*DESCRIPTION OF THE TASK*: Set down the data below from its first line to the line holding "import React from", inclusive; omit all pictures.

*GIVEN INFORMATION*:
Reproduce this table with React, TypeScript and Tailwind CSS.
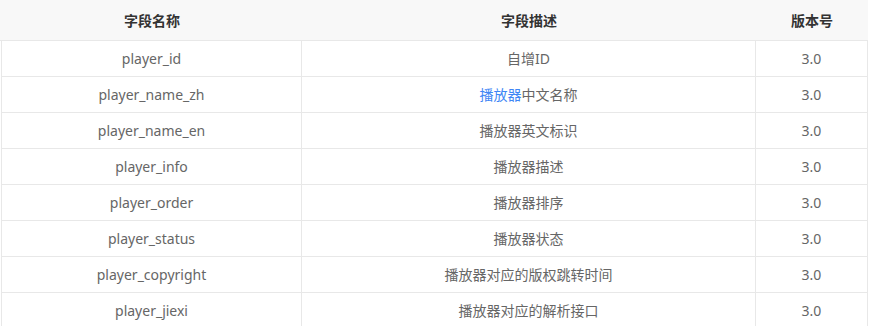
import React from "react";

const rows: { name: string; desc: React.ReactNode; ver: string }[] = [
  { name: "player_id", desc: "自增ID", ver: "3.0" },
  {
    name: "player_name_zh",
    desc: (
      <>
        <a className="text-[#3e86f5]">播放器</a>中文名称
      </>
    ),
    ver: "3.0",
  },
  { name: "player_name_en", desc: "播放器英文标识", ver: "3.0" },
  { name: "player_info", desc: "播放器描述", ver: "3.0" },
  { name: "player_order", desc: "播放器排序", ver: "3.0" },
  { name: "player_status", desc: "播放器状态", ver: "3.0" },
  { name: "player_copyright", desc: "播放器对应的版权跳转时间", ver: "3.0" },
  { name: "player_jiexi", desc: "播放器对应的解析接口", ver: "3.0" },
];

export default function App() {
  return (
    <div
      className="w-[873px] h-[326px] overflow-hidden bg-white text-[14px]"
      style={{ fontFamily: '"Noto Sans", "Noto Sans CJK SC", sans-serif' }}
    >
      <div className="w-[868px] h-[41px] bg-[#f8f8f8] border-b border-[#e8e8e8] flex font-bold text-[#333]">
        <div className="w-[302px] flex items-center justify-center pl-[2px]">字段名称</div>
        <div className="w-[454px] flex items-center justify-center">字段描述</div>
        <div className="w-[112px] flex items-center justify-center">版本号</div>
      </div>
      <div className="ml-[1px] w-[867px] border-l border-[#e8e8e8] text-[#666]">
        {rows.map((r) => (
          <div key={r.name} className="flex h-[36px] border-b border-[#e8e8e8]">
            <div className="w-[300px] border-r border-[#e8e8e8] flex items-center justify-center">{r.name}</div>
            <div className="w-[454px] border-r border-[#e8e8e8] flex items-center justify-center">{r.desc}</div>
            <div className="w-[112px] border-r border-[#e8e8e8] flex items-center justify-center">{r.ver}</div>
          </div>
        ))}
      </div>
    </div>
  );
}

*EXERCISE SOLUTION*:
Reproduce this table with React, TypeScript and Tailwind CSS.
import React from "react";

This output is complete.